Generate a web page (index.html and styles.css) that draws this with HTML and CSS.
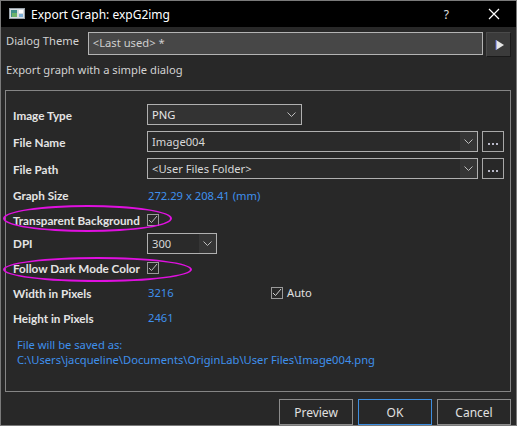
FILE: index.html
```html
<!DOCTYPE html>
<html>
<head>
<meta charset="utf-8">
<link rel="stylesheet" href="styles.css">
</head>
<body>
<div class="window">
  <div class="titlebar">
    <svg class="appicon" width="16" height="11" viewBox="0 0 16 11">
      <rect x="0.5" y="0.5" width="15" height="10" fill="#d8dde2" stroke="#9aa3ab"/>
      <rect x="2" y="2" width="6" height="7" fill="#3f8f8a"/>
      <rect x="3" y="5" width="5" height="4" fill="#6db36a"/>
      <rect x="10" y="2" width="4" height="3" fill="#ffffff"/>
      <rect x="10" y="6" width="4" height="3" fill="#7fb0d8"/>
    </svg>
    <span class="title">Export Graph: expG2img</span>
    <span class="help">?</span>
    <svg class="close" width="12" height="12" viewBox="0 0 12 12"><path d="M1 1L11 11M11 1L1 11" stroke="#ffffff" stroke-width="1.2"/></svg>
  </div>
  <div class="body">
    <div class="theme-row">
      <span class="theme-label">Dialog Theme</span>
      <div class="theme-input">&lt;Last used&gt; *</div>
      <div class="theme-btn"><svg width="10" height="12" viewBox="0 0 10 12"><path d="M1 1L9 6L1 11Z" fill="#e6e6e6"/><path d="M1 1V11" stroke="#5a6ad8" stroke-width="1"/></svg></div>
    </div>
    <div class="desc">Export graph with a simple dialog</div>
    <div class="group">
      <div class="row r1">
        <span class="label">Image Type</span>
        <div class="combo list w-type"><span class="ctext">PNG</span><span class="chev"><svg width="9" height="5" viewBox="0 0 9 5"><path d="M0.5 0.5L4.5 4.5L8.5 0.5" fill="none" stroke="#bdbdbd"/></svg></span></div>
      </div>
      <div class="row r2">
        <span class="label">File Name</span>
        <div class="combo edit w-long"><span class="ctext">Image004</span><span class="dropbtn"><svg width="9" height="5" viewBox="0 0 9 5"><path d="M0.5 0.5L4.5 4.5L8.5 0.5" fill="none" stroke="#bdbdbd"/></svg></span></div>
        <div class="dots"><span></span><span></span><span></span></div>
      </div>
      <div class="row r3">
        <span class="label">File Path</span>
        <div class="combo edit w-long"><span class="ctext">&lt;User Files Folder&gt;</span><span class="dropbtn"><svg width="9" height="5" viewBox="0 0 9 5"><path d="M0.5 0.5L4.5 4.5L8.5 0.5" fill="none" stroke="#bdbdbd"/></svg></span></div>
        <div class="dots"><span></span><span></span><span></span></div>
      </div>
      <div class="row r4">
        <span class="label">Graph Size</span>
        <span class="value">272.29 x 208.41 (mm)</span>
      </div>
      <div class="row r5">
        <span class="label lbl-inline">Transparent Background</span>
        <span class="check"><svg width="10" height="9" viewBox="0 0 10 9"><path d="M1 5L3.5 7.5L9 1" fill="none" stroke="#bdbdbd"/></svg></span>
      </div>
      <div class="row r6">
        <span class="label">DPI</span>
        <div class="combo edit w-dpi"><span class="ctext">300</span><span class="dropbtn"><svg width="9" height="5" viewBox="0 0 9 5"><path d="M0.5 0.5L4.5 4.5L8.5 0.5" fill="none" stroke="#bdbdbd"/></svg></span></div>
      </div>
      <div class="row r7">
        <span class="label lbl-inline">Follow Dark Mode Color</span>
        <span class="check"><svg width="10" height="9" viewBox="0 0 10 9"><path d="M1 5L3.5 7.5L9 1" fill="none" stroke="#bdbdbd"/></svg></span>
      </div>
      <div class="row r8">
        <span class="label">Width in Pixels</span>
        <span class="value num">3216</span>
        <span class="check auto-check"><svg width="10" height="9" viewBox="0 0 10 9"><path d="M1 5L3.5 7.5L9 1" fill="none" stroke="#d0d0d0"/></svg></span>
        <span class="auto">Auto</span>
      </div>
      <div class="row r9">
        <span class="label">Height in Pixels</span>
        <span class="value num">2461</span>
      </div>
      <div class="saved">
        <div>File will be saved as:</div>
        <div>C:\Users\jacqueline\Documents\OriginLab\User Files\Image004.png</div>
      </div>
    </div>
    <div class="buttons">
      <div class="btn">Preview</div>
      <div class="btn ok">OK</div>
      <div class="btn">Cancel</div>
    </div>
  </div>
  <div class="mark m1"></div>
  <div class="mark m2"></div>
</div>
</body>
</html>
```

FILE: styles.css
```css
* { box-sizing: border-box; }
html, body { margin: 0; padding: 0; background: #282828; }
body { font-family: "Noto Sans", "Open Sans", sans-serif; font-size: 11.2px; color: #e6e6e6; }
.window {
  position: relative;
  width: 517px; height: 426px;
  border: 1px solid #7a7a7a;
  background: #282828;
  display: flex; flex-direction: column;
}
.titlebar {
  height: 29px; background: #000;
  display: flex; align-items: center;
  color: #fff; font-size: 12px;
}
.appicon { margin-left: 8px; margin-top: -1px; }
.title { margin-left: 6px; }
.help { margin-left: auto; font-size: 12px; color: #e0e0e0; margin-right: 39px; }
.close { margin-right: 16px; }
.body { flex: 1; display: flex; flex-direction: column; padding: 0 5px 0 4px; }
.theme-row { display: flex; align-items: flex-start; margin-top: 5px; height: 25px; }
.theme-label { color: #d2d2d2; margin-left: 1px; width: 82px; line-height: 14px; margin-top: 2px; }
.theme-input {
  width: 396px; height: 23px;
  background: #474747; border: 1px solid #b4b4b4;
  color: #cfcfcf; padding-left: 4px; line-height: 20px;
}
.theme-btn {
  width: 25px; height: 25px; margin-left: 3px;
  background: #3b3b3b; border: 1px solid #1a1a1a;
  border-top-color: #4a4a4a; border-left-color: #4a4a4a;
  display: flex; align-items: center; justify-content: center; padding-left: 2px;
}
.desc { color: #d2d2d2; margin-left: 1px; margin-top: 6px; line-height: 14px; }
.group {
  margin-top: 13px;
  height: 302px;
  border: 1px solid #858585;
  padding: 10px 0 0 7px;
  display: flex; flex-direction: column;
}
.row { display: flex; align-items: center; }
.r1 { height: 27px; }
.r2 { height: 27px; }
.r3 { height: 27px; }
.r4 { height: 26px; }
.r5 { height: 23px; }
.r6 { height: 24px; }
.r7 { height: 25px; }
.r8 { height: 25px; }
.r9 { height: 25px; }
.label { font-family: "Lato", "Noto Sans", sans-serif; font-size: 11.7px; font-weight: bold; color: #e4e4e4; width: 134px; flex: none; }
.lbl-inline { width: auto; margin-right: 7px; }
.value { color: #3f90ec; margin-left: 1px; }
.combo {
  height: 21px; border: 1px solid #b0b0b0;
  display: flex; align-items: center;
}
.combo.list { background: #333; }
.combo.edit { background: #2a2a2a; }
.ctext { padding-left: 4px; flex: 1; color: #e6e6e6; }
.edit .ctext { color: #d8d8d8; }
.w-type { width: 155px; }
.w-type .chev { width: 18px; display: flex; justify-content: center; margin-right: 1px; }
.w-long { width: 331px; }
.w-dpi { width: 70px; }
.dropbtn { width: 17px; height: 19px; background: #353535; display: flex; align-items: center; justify-content: center; }
.dots {
  width: 22px; height: 21px; margin-left: 4px;
  border: 1px solid #a8a8a8;
  display: flex; justify-content: center; align-items: flex-end; gap: 2px; padding-bottom: 6px;
}
.dots span { width: 2px; height: 2px; background: #b8b8c8; }
.check {
  width: 12px; height: 12px; border: 1px solid #9a9a9a;
  display: flex; align-items: center; justify-content: center; flex: none;
}
.num { width: 123px; }
.auto-check { margin-left: 0; }
.auto { margin-left: 4px; color: #e0e0e0; }
.saved { color: #3f90ec; margin-left: 4px; margin-top: 7px; line-height: 15px; }
.buttons { display: flex; justify-content: flex-end; gap: 5px; margin-top: 7px; }
.btn {
  width: 74px; height: 26px;
  border: 1px solid #8c8c8c;
  display: flex; align-items: center; justify-content: center;
  color: #e0e0e0; font-size: 12px;
}
.btn.ok { border-color: #3d8ee0; }
.mark { position: absolute; border: 2px solid #e010e0; border-radius: 50%; }
.m1 { left: 2px; top: 204px; width: 169px; height: 27px; }
.m2 { left: 2px; top: 256px; width: 189px; height: 25px; }
```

*Exercise instructions:* Report how many lines include the word "styles". Give nothing but the number.

*Written reply:* 3